Tra uno speech e l’altro, all’imbrunire ha preso il via la maratona di letture condivise dedicate alla memoria di Pasolini e alla sua lotta contro un potere egoriferito: «La colpa non ha fine se non col perdono: ma il perdono è anch’esso qualcosa che viene dall’alto: è ancora il potere che perdona. Il reato invece ha un principio e una fine: è un episodio che può non ripetersi. E non si ripete non per paura del castigo (che, al contrario, contribuisce a rendere “assoluta” e senza fine la colpa), ma per una libera scelta della coscienza. Le prigioni dovrebbero essere i luoghi dove la coscienza ha la possibilità di uscire dal circolo vizioso colpa-castigo e di compiere di conseguenza libere scelte. Insomma, la prigione dovrebbe essere una scuola». Sul palco di Elba Book ha aperto la giornalista Antonella Cortese del programma “Liberi dentro”, leggendo la lettera dell’intellettuale ai carcerati di Parma, datata 1969, seguita da Manfredi con un frammento di Petrolio e da Maria Lodi, la quale ha omaggiato immancabilmente Goffredo Fofi con un brano dedicato alla libertà e all’educare le nuove generazioni.
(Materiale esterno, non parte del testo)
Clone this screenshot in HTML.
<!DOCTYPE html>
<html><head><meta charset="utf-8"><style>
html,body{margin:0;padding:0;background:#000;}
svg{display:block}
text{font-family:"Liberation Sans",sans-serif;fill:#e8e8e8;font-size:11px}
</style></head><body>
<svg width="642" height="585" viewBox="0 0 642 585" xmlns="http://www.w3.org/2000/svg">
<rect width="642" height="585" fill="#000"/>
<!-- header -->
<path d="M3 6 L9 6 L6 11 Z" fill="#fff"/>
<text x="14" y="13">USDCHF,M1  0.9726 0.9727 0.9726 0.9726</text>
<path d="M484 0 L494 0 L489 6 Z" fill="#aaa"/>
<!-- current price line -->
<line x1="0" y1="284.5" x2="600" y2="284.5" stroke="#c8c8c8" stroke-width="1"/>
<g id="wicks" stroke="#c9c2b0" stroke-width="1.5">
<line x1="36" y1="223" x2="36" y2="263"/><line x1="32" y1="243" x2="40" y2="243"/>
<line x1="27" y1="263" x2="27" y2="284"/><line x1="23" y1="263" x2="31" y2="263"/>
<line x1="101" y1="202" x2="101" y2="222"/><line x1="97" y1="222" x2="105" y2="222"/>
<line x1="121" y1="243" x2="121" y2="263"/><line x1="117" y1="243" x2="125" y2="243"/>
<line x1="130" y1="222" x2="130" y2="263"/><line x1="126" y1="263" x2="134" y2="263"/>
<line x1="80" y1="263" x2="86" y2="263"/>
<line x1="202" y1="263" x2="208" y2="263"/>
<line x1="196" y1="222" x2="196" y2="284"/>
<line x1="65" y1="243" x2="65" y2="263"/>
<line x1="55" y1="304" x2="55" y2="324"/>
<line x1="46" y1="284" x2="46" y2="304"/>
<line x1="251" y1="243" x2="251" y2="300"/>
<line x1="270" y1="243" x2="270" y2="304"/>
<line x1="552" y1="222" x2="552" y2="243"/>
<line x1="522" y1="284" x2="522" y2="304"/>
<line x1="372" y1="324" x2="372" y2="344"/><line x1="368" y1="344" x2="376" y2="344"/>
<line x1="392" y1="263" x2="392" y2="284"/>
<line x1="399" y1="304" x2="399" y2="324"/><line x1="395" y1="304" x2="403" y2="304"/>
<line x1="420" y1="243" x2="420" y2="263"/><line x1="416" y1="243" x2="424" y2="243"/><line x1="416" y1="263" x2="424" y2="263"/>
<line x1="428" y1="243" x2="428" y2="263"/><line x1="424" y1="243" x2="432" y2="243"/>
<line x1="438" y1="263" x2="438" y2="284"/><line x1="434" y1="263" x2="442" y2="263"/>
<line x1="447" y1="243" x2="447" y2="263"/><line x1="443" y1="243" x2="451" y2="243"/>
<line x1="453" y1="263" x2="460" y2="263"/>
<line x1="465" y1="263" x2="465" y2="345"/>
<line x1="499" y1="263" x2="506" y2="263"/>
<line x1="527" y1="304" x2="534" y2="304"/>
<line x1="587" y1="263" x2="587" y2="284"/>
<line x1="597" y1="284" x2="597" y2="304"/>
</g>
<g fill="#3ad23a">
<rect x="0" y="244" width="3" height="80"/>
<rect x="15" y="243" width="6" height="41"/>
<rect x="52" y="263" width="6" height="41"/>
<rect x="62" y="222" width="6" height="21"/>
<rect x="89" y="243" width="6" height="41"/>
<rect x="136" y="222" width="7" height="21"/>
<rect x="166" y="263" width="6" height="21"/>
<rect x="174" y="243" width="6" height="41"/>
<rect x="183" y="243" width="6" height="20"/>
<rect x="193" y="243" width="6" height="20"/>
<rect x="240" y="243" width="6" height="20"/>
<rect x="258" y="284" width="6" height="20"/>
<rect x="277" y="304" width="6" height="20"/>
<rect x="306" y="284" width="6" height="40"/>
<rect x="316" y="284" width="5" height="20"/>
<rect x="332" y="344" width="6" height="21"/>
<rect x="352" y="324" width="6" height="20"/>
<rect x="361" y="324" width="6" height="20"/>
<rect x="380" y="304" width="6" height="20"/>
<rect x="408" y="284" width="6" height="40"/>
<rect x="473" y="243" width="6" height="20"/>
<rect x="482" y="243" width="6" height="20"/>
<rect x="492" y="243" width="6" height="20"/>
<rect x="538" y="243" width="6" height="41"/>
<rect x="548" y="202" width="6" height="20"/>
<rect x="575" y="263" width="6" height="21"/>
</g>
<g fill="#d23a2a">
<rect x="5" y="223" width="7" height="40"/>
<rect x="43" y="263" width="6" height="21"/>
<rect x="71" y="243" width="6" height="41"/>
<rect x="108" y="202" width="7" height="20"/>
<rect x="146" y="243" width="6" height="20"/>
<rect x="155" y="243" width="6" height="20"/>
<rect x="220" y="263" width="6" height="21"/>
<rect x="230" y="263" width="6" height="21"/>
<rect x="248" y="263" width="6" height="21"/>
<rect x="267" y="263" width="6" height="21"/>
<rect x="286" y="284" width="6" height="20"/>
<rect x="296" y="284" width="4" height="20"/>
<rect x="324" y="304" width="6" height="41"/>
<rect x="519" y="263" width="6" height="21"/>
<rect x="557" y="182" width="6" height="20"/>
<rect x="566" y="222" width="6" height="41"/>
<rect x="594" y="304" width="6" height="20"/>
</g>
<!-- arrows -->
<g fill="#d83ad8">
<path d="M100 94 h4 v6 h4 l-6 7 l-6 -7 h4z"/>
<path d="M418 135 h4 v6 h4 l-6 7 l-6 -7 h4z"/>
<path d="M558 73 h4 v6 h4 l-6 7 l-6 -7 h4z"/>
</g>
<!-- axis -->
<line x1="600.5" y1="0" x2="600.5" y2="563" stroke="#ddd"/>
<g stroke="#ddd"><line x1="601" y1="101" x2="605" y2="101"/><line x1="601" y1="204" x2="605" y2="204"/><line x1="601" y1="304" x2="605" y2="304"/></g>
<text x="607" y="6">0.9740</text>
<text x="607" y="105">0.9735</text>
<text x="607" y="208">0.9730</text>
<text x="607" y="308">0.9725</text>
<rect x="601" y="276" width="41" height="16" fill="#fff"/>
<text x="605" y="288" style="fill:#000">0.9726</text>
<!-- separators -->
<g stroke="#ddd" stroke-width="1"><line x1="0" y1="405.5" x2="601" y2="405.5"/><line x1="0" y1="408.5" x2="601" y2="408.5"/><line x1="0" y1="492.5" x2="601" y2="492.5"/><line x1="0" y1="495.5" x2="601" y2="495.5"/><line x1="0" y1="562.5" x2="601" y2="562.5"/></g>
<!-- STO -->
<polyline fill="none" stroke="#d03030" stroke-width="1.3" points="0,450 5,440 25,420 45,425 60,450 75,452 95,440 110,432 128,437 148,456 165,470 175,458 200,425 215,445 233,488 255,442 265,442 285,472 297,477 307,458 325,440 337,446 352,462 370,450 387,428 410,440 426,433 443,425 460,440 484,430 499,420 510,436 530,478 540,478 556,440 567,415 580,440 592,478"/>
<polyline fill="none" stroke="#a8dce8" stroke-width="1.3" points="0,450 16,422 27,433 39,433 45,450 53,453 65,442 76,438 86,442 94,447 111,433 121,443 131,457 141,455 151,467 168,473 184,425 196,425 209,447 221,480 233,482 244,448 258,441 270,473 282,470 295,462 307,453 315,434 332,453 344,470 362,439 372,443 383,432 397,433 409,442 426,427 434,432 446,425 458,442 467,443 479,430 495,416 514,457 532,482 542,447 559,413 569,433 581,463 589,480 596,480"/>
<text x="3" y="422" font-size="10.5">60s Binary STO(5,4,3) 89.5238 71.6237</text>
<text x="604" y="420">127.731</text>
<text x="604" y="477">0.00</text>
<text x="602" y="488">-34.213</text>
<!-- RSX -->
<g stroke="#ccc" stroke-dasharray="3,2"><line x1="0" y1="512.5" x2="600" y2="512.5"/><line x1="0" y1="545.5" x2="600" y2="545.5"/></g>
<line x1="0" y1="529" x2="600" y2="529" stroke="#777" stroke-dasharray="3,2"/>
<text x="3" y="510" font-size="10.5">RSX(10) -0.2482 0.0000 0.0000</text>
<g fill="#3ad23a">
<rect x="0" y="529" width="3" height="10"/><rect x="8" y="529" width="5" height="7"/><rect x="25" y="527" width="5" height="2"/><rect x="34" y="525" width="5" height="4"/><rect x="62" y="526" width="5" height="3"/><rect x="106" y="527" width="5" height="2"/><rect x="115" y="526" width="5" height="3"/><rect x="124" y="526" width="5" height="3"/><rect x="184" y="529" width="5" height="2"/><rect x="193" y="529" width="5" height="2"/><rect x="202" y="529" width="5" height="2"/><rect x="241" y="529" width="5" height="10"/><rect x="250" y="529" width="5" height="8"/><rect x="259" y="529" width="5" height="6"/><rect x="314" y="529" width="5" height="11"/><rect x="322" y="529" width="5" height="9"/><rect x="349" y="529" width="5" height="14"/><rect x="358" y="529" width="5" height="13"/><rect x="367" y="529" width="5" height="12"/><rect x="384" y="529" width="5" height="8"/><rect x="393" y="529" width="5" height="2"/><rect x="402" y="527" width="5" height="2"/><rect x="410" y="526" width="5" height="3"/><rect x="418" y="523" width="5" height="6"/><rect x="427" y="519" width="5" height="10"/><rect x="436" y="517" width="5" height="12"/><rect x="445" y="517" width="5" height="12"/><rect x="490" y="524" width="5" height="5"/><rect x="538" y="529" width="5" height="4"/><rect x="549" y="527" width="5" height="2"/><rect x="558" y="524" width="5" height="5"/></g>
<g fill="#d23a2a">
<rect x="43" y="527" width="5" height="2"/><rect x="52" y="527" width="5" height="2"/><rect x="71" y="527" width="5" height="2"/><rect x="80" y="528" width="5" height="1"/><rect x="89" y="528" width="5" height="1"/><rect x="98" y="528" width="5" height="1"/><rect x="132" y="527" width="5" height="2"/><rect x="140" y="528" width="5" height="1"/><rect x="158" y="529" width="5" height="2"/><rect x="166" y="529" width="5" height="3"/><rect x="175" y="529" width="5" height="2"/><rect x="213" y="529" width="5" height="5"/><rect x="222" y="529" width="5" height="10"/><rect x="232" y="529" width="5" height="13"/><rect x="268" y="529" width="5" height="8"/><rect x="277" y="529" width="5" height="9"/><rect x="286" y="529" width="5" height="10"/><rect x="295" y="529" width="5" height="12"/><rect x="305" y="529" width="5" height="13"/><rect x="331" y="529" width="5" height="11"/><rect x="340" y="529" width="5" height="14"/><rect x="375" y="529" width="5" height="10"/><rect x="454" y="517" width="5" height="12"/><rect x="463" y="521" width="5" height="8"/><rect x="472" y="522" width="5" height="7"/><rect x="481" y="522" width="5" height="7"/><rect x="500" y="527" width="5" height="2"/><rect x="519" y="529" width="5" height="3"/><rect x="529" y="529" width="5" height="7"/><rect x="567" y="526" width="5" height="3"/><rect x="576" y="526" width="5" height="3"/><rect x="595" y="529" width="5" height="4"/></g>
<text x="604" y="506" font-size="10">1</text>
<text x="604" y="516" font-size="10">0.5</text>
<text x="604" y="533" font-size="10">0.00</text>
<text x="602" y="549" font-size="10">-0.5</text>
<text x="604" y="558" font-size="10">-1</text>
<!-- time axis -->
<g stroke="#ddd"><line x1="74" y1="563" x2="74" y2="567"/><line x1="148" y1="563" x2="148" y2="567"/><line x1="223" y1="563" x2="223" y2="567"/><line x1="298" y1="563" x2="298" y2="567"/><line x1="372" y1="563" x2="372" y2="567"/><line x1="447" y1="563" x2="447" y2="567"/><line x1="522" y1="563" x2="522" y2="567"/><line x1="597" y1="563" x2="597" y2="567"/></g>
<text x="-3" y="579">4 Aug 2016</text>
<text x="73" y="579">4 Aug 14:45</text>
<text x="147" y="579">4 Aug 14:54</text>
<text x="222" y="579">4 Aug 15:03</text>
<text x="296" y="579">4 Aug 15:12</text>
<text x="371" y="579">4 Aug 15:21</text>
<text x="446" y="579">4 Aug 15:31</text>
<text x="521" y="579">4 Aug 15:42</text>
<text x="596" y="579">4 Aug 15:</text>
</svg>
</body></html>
A cinquant’anni dalla scomparsa di PPP essere intellettualmente onesti, affrontare i temi spinosi della contemporaneità, incarnare contraddizioni e assumersene la responsabilità fino in fondo, sottolineando il valore primario del confronto intellettuale, con un senso di nostalgia e spaesamento che molti di noi sentono oggi per la distanza che si respira da tutto questo nel nostro vivere quotidiano. È stato denso e appassionato il confronto tra Dacia Maraini, Aldo Nove e Giorgiomaria Cornelio, moderati da Graziano Graziani, Aldo Nove insolitamente pacato e dolce, visibilmente commosso nel ricordare il fuoco sacro di Pasolini, la luce delle sue parole, poetiche e taglienti. Nove ha ricordato le lacrime di Edoardo Sanguineti di fronte alla perdita del grande intellettuale, davanti a una piazza attenta, silenziosa, coinvolta. Cornelio, che ha appena dato alle stampe Ogni creatura è un popolo (Nero) con Maglio e Pigliapoco, si è soffermato sulla necessità e sul diritto per gli artisti di essere imperfetti e di essere valutati per le loro opere, non per la loro vita: «il mio film preferito è da sempre Salò, per la sua scandalosità dirompente». Domani sera, venerdì 18, alle 21:30, “le chiavi di volta del clima” saranno il fulcro del gran finale: insieme ai vincitori del quinto Premio Demetra per la letteratura ambientale indipendente, il divulgatore scientifico nonché meteorologo Giulio Betti ed Ermete Realacci, presidente della Fondazione Symbola, si confronteranno incalzati da Stefano Lamorgese.